What you are asked to do: Wherever the word "components" appears in a line, extract that line.

Stored data:
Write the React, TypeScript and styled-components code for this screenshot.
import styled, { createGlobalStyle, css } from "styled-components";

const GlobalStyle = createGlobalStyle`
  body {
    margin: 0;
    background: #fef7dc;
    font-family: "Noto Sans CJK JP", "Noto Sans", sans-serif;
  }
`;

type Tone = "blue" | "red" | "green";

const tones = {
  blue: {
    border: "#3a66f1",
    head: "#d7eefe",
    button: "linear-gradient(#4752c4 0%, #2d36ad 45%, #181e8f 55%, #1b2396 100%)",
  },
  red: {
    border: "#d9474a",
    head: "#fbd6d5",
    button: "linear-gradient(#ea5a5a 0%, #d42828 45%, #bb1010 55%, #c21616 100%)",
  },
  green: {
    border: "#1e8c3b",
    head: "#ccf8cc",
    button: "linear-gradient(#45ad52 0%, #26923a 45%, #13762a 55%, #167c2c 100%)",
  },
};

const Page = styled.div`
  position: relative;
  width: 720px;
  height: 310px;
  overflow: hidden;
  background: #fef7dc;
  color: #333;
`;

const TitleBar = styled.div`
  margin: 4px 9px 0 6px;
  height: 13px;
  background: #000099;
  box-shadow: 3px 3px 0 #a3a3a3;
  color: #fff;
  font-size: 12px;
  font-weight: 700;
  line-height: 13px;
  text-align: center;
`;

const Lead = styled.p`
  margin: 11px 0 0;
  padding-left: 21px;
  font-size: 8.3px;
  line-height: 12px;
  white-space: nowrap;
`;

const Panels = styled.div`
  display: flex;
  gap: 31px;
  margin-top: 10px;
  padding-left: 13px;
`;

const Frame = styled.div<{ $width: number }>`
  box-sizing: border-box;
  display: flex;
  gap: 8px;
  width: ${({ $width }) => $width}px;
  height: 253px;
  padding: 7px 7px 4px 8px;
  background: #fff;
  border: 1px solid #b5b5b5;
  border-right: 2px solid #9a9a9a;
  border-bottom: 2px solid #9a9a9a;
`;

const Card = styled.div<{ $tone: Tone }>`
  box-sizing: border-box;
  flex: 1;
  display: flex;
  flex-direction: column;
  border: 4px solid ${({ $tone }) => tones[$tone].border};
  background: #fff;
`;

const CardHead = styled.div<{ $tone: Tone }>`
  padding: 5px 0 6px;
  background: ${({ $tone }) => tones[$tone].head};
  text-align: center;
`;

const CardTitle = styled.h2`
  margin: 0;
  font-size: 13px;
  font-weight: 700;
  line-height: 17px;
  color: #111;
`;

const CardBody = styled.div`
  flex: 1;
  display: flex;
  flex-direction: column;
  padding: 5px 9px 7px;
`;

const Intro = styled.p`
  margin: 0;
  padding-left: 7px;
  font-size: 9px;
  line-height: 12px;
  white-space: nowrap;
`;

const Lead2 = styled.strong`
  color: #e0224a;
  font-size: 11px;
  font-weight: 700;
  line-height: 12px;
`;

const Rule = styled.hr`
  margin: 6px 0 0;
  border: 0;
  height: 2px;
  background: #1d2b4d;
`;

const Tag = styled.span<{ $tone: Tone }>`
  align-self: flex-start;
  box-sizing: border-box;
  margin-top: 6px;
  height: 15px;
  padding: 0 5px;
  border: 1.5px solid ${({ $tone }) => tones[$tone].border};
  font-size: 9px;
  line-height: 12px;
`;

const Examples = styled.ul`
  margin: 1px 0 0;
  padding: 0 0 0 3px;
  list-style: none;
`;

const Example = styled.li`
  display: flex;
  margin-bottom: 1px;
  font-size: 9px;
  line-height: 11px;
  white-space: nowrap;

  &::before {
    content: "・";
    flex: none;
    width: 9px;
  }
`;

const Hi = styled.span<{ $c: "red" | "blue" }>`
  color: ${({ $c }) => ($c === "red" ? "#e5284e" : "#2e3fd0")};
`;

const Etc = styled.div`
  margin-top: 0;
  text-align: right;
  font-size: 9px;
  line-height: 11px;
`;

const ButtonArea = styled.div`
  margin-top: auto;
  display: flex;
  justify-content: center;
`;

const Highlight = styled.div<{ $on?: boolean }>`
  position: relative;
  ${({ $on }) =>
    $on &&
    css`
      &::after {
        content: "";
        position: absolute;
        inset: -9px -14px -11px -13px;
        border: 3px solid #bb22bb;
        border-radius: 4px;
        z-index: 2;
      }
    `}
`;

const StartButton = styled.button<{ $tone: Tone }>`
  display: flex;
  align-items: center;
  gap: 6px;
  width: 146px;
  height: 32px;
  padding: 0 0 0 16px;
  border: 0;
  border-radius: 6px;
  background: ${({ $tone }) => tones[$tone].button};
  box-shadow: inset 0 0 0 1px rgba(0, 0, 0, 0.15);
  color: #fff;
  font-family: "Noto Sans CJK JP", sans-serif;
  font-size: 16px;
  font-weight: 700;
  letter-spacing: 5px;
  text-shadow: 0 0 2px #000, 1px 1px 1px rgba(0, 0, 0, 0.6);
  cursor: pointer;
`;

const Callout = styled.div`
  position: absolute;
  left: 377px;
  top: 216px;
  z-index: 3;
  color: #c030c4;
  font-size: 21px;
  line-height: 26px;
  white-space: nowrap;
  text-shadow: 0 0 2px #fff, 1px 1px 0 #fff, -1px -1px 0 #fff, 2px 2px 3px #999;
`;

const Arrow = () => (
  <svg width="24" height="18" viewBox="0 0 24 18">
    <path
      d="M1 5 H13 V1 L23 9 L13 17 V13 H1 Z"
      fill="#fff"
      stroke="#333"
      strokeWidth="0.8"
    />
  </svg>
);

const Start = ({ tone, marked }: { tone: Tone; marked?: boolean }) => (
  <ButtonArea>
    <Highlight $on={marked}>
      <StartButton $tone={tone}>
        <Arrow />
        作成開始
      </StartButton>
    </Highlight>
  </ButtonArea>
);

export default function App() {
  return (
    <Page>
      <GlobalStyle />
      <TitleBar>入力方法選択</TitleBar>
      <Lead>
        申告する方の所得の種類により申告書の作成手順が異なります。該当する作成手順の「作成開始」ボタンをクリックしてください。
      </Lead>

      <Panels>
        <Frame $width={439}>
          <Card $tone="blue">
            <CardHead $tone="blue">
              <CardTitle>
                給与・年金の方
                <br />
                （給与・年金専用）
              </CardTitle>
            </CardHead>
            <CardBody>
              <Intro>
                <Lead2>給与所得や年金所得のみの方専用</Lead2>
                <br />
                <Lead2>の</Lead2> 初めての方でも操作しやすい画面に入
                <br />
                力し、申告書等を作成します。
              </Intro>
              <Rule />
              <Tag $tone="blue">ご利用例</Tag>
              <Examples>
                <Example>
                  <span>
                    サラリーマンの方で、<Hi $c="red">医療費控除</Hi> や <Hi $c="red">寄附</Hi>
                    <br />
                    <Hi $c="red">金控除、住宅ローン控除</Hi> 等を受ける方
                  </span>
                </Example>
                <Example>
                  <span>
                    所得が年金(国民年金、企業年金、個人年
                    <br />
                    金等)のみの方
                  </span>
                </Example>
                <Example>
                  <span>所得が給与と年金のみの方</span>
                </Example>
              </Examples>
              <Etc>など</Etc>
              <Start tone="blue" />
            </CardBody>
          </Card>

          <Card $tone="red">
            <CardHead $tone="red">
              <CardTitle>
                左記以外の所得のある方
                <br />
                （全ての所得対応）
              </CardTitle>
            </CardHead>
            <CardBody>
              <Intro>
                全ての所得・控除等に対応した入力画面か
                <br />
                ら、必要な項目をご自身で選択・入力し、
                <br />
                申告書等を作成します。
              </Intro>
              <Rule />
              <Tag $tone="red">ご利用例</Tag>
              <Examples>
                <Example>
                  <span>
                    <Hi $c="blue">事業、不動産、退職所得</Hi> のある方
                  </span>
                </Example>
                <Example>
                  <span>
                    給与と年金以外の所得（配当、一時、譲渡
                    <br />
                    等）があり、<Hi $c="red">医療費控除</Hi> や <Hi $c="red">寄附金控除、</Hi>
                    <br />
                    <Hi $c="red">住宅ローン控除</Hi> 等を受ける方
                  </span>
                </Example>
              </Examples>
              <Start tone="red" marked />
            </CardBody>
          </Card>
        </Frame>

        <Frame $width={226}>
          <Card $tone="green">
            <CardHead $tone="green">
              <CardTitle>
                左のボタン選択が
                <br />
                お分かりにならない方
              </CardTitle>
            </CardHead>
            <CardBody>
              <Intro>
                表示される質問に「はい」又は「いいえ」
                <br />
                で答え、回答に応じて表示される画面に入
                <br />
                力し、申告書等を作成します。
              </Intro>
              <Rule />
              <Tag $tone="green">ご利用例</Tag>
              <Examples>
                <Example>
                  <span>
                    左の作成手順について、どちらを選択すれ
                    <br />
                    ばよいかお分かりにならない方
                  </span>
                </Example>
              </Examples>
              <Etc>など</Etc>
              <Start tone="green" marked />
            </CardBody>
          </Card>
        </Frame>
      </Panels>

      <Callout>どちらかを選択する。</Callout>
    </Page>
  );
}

Solved problem:
Write the React, TypeScript and styled-components code for this screenshot.
import styled, { createGlobalStyle, css } from "styled-components";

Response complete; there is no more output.